## Begin

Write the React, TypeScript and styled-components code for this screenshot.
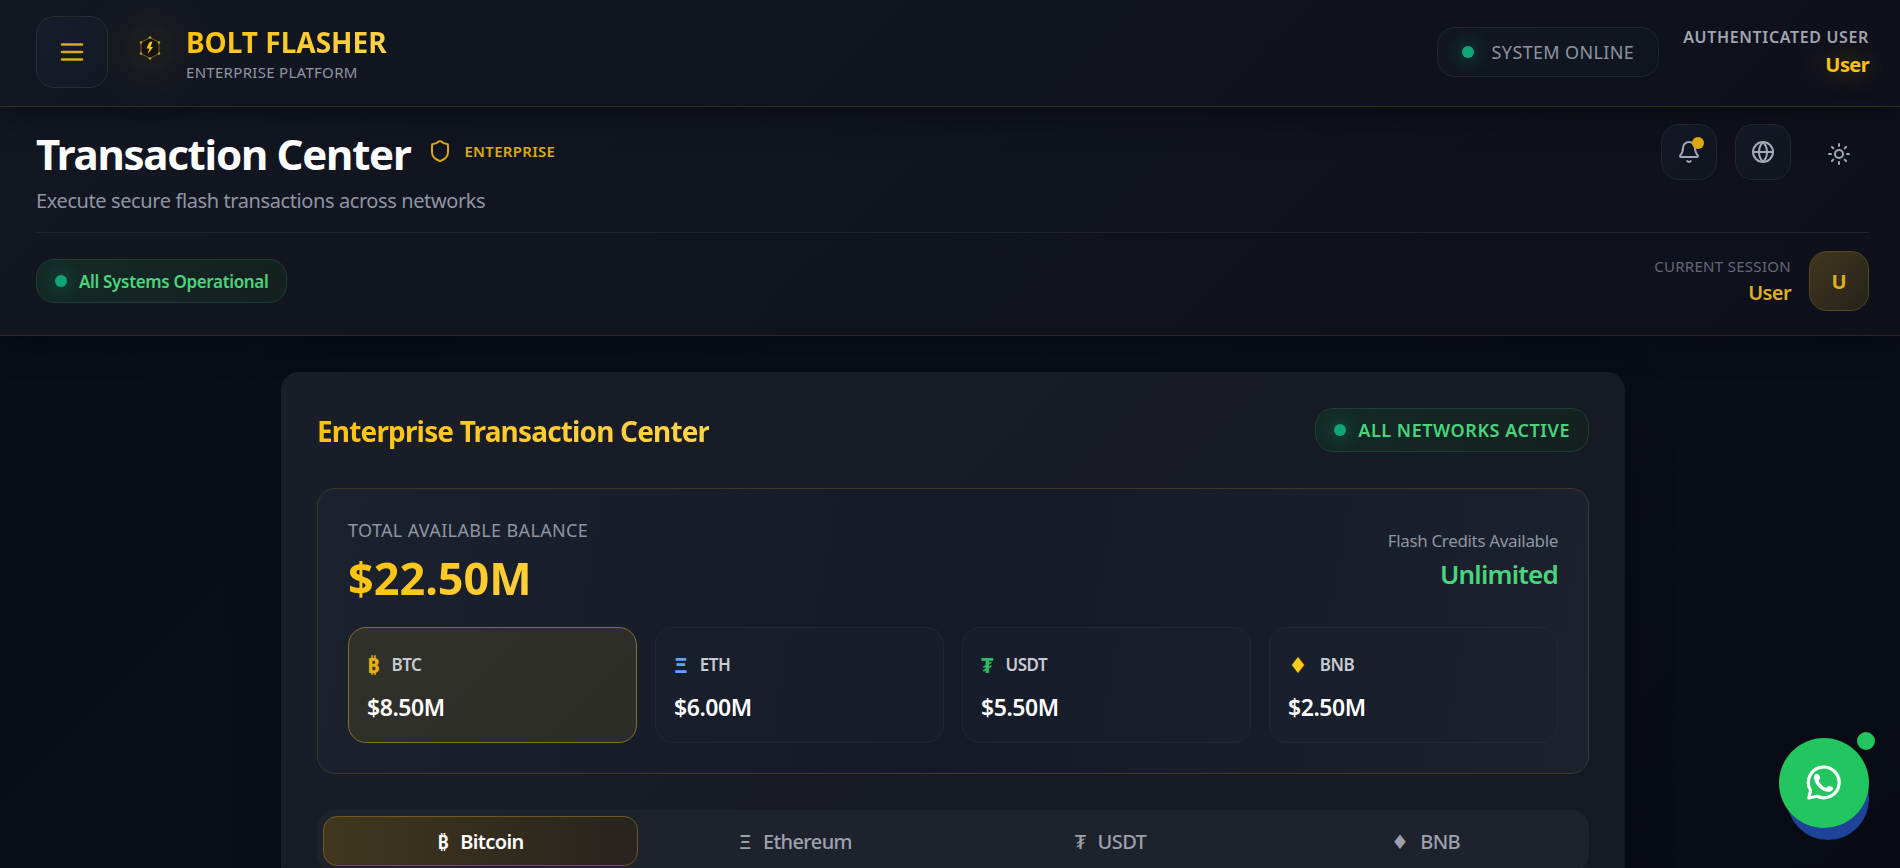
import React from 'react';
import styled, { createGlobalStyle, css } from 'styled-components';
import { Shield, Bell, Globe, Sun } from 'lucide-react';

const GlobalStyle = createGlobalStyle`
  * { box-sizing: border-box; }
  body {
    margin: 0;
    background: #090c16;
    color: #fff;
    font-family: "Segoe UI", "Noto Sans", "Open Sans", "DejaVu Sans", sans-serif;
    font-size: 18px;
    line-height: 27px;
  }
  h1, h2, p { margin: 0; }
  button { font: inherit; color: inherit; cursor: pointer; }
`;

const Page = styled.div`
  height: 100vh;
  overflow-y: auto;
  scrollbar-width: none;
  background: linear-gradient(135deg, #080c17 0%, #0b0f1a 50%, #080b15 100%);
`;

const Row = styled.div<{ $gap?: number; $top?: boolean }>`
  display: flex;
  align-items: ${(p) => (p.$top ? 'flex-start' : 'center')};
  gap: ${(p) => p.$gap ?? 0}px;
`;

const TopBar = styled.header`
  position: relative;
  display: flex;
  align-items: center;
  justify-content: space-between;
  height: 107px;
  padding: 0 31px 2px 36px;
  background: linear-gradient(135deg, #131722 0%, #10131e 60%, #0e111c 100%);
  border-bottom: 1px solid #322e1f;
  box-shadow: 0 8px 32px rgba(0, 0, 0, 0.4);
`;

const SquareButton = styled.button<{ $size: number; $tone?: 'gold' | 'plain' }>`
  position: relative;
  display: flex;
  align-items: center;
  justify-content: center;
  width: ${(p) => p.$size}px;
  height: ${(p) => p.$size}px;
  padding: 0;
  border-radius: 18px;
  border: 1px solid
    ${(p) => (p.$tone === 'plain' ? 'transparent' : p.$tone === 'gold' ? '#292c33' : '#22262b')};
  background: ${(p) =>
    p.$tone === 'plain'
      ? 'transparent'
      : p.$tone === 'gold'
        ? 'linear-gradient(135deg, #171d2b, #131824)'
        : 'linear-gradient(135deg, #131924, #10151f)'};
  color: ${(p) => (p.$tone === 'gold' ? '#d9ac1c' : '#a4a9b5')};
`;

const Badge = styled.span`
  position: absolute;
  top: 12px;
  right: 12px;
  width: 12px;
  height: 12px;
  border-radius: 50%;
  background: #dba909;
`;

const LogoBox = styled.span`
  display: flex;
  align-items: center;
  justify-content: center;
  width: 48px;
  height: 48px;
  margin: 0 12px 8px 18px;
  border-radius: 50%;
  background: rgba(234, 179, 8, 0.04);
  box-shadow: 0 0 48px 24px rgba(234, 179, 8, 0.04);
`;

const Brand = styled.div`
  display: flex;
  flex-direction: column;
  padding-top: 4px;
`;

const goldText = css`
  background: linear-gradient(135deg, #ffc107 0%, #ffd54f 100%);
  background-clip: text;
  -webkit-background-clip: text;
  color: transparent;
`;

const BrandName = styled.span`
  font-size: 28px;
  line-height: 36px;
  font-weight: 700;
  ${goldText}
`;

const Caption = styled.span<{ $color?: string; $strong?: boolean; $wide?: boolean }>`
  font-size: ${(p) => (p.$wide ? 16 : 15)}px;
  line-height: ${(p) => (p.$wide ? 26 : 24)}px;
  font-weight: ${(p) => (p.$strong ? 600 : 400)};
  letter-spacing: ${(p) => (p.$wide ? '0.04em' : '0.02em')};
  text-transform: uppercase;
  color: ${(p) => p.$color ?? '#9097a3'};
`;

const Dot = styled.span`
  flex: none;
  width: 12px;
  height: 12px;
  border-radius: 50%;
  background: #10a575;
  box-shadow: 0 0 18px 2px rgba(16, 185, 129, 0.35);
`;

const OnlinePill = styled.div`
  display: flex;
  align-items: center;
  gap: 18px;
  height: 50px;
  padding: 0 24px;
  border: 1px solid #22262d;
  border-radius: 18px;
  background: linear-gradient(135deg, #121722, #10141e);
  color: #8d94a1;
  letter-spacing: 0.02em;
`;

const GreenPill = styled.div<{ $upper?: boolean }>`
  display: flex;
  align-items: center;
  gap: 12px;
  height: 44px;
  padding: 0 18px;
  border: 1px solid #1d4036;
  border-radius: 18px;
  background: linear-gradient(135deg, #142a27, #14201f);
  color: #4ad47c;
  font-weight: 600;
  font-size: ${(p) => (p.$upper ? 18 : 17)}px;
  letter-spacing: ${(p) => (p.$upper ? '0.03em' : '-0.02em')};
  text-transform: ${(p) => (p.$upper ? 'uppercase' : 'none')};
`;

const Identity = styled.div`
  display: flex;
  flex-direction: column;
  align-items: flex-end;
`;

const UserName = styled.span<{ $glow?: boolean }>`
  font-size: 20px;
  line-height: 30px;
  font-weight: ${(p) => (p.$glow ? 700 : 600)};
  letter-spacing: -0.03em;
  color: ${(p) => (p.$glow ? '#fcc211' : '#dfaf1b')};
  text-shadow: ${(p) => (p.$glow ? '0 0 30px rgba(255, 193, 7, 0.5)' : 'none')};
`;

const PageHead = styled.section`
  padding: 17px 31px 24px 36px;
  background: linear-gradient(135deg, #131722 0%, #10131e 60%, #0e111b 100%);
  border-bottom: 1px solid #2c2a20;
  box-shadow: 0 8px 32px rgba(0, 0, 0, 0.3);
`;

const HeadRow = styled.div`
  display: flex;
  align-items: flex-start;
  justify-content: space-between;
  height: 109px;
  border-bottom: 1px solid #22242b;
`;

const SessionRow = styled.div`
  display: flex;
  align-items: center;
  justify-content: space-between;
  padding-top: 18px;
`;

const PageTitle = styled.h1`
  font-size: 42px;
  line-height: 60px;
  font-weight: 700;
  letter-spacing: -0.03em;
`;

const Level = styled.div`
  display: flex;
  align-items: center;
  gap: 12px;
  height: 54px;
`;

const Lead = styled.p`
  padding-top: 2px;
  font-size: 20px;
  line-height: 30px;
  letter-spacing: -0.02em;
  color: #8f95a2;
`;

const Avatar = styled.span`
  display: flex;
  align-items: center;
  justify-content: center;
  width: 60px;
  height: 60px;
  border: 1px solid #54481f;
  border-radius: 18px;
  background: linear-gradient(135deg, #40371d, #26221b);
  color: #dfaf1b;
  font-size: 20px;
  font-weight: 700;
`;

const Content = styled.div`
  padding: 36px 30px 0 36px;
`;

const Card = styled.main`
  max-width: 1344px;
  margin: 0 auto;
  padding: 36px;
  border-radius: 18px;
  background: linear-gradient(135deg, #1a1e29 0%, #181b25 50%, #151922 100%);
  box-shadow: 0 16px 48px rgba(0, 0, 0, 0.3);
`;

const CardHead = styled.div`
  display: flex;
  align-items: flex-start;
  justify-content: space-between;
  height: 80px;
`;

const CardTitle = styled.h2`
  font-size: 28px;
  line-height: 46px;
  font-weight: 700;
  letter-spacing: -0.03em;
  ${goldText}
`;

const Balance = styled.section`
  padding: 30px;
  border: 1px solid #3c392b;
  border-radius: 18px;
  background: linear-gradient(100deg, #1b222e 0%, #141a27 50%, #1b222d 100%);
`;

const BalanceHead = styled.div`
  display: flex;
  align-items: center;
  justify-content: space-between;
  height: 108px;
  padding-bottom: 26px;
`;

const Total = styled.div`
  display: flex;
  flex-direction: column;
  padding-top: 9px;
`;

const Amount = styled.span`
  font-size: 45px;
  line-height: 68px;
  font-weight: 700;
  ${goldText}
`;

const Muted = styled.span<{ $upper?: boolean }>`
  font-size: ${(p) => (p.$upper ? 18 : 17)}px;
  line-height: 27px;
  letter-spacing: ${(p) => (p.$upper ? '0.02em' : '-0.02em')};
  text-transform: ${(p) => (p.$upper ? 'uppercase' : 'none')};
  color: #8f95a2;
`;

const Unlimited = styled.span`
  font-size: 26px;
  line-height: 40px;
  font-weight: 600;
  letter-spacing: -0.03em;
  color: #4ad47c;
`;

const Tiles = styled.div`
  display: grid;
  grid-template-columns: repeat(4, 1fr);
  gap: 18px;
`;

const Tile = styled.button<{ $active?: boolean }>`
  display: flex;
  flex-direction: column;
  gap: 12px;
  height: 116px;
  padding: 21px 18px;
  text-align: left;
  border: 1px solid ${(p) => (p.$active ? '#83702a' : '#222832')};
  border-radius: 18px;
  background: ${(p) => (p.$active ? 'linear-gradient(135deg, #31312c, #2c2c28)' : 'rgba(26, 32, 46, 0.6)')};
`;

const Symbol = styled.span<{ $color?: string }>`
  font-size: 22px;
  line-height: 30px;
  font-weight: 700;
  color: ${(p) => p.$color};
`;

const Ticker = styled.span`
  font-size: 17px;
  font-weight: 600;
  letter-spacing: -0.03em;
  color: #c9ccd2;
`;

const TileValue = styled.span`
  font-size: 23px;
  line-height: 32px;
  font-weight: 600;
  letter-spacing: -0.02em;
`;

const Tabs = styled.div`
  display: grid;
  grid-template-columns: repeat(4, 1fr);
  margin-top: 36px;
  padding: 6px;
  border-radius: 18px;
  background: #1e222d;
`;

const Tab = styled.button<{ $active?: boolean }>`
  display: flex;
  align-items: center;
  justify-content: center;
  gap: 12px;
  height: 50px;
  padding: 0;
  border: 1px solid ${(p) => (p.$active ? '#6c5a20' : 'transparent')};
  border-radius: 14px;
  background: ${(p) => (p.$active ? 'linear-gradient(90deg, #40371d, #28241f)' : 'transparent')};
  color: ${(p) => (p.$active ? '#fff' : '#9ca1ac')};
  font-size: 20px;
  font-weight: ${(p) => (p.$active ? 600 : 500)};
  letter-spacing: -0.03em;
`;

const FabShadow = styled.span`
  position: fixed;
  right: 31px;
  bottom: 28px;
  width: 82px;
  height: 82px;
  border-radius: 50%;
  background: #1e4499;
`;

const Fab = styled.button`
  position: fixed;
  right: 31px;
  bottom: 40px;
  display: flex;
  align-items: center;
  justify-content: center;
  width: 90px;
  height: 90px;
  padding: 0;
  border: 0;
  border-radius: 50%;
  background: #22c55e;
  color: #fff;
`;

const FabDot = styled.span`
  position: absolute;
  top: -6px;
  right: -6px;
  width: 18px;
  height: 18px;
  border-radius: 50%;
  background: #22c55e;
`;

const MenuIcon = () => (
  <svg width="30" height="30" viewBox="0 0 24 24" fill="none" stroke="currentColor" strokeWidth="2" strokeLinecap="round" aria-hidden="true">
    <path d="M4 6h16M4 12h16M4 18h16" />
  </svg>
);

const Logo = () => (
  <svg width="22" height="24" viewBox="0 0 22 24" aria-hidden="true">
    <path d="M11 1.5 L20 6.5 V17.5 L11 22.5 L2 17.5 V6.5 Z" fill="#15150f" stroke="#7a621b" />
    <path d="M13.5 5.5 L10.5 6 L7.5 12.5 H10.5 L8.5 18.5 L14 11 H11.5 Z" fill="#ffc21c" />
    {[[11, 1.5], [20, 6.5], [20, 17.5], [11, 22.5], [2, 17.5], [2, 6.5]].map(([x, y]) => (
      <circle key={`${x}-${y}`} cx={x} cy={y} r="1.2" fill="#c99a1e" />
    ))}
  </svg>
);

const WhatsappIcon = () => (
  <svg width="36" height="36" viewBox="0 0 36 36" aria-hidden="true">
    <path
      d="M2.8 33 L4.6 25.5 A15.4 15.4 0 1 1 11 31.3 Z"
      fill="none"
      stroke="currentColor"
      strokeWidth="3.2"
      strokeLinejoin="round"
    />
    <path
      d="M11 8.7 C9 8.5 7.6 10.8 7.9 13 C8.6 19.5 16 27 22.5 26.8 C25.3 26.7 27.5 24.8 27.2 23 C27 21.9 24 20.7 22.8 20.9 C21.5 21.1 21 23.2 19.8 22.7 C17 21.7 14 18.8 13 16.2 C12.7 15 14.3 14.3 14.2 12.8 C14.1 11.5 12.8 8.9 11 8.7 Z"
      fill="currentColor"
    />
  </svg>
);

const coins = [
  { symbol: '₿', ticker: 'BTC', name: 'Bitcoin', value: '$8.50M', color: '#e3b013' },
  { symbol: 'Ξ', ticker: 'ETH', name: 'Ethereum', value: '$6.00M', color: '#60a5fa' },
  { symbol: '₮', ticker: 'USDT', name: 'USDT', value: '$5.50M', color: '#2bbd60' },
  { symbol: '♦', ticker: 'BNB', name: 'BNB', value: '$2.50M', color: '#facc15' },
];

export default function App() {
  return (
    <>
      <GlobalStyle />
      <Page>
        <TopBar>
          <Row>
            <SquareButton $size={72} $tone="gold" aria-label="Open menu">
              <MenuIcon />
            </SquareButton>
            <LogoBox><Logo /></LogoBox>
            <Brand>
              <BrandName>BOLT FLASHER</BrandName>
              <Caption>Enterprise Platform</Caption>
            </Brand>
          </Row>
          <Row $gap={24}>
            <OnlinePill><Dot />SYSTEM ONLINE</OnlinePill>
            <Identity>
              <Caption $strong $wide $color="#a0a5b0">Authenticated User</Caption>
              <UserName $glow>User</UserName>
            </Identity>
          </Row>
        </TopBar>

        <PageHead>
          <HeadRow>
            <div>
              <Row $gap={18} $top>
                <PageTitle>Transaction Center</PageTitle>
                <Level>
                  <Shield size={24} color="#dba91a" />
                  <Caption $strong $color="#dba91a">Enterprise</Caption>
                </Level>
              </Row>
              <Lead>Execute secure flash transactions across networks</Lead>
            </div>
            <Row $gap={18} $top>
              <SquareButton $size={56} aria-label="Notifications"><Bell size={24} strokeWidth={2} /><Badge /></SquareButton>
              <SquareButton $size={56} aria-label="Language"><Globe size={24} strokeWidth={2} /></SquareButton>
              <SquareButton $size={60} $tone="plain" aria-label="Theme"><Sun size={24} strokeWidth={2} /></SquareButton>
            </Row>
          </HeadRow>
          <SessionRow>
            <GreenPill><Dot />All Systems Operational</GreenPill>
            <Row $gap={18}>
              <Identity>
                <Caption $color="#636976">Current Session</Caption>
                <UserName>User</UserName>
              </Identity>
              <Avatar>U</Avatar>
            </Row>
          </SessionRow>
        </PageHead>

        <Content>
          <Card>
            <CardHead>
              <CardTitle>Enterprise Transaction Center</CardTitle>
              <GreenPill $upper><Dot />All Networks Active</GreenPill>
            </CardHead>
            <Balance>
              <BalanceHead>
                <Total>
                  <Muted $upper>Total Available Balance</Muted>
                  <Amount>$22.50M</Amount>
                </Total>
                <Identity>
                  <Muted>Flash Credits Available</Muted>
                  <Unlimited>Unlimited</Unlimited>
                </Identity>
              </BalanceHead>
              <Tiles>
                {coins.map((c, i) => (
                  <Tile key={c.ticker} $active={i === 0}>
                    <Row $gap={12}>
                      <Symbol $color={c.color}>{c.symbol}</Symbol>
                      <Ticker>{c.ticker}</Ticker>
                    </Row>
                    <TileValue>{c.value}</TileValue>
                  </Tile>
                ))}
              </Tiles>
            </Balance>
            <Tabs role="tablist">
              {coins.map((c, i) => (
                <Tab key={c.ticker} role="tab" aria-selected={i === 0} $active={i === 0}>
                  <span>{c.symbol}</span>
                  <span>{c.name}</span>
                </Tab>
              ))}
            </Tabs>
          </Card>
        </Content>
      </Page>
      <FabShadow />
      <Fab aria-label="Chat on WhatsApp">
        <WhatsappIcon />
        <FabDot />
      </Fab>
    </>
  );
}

## End

_TASK:_ Up to and including the line containing "Bell, Globe, Sun", repeat every line from the start of the data, but none of the pictures.

_TASK ANSWER:_
Write the React, TypeScript and styled-components code for this screenshot.
import React from 'react';
import styled, { createGlobalStyle, css } from 'styled-components';
import { Shield, Bell, Globe, Sun } from 'lucide-react';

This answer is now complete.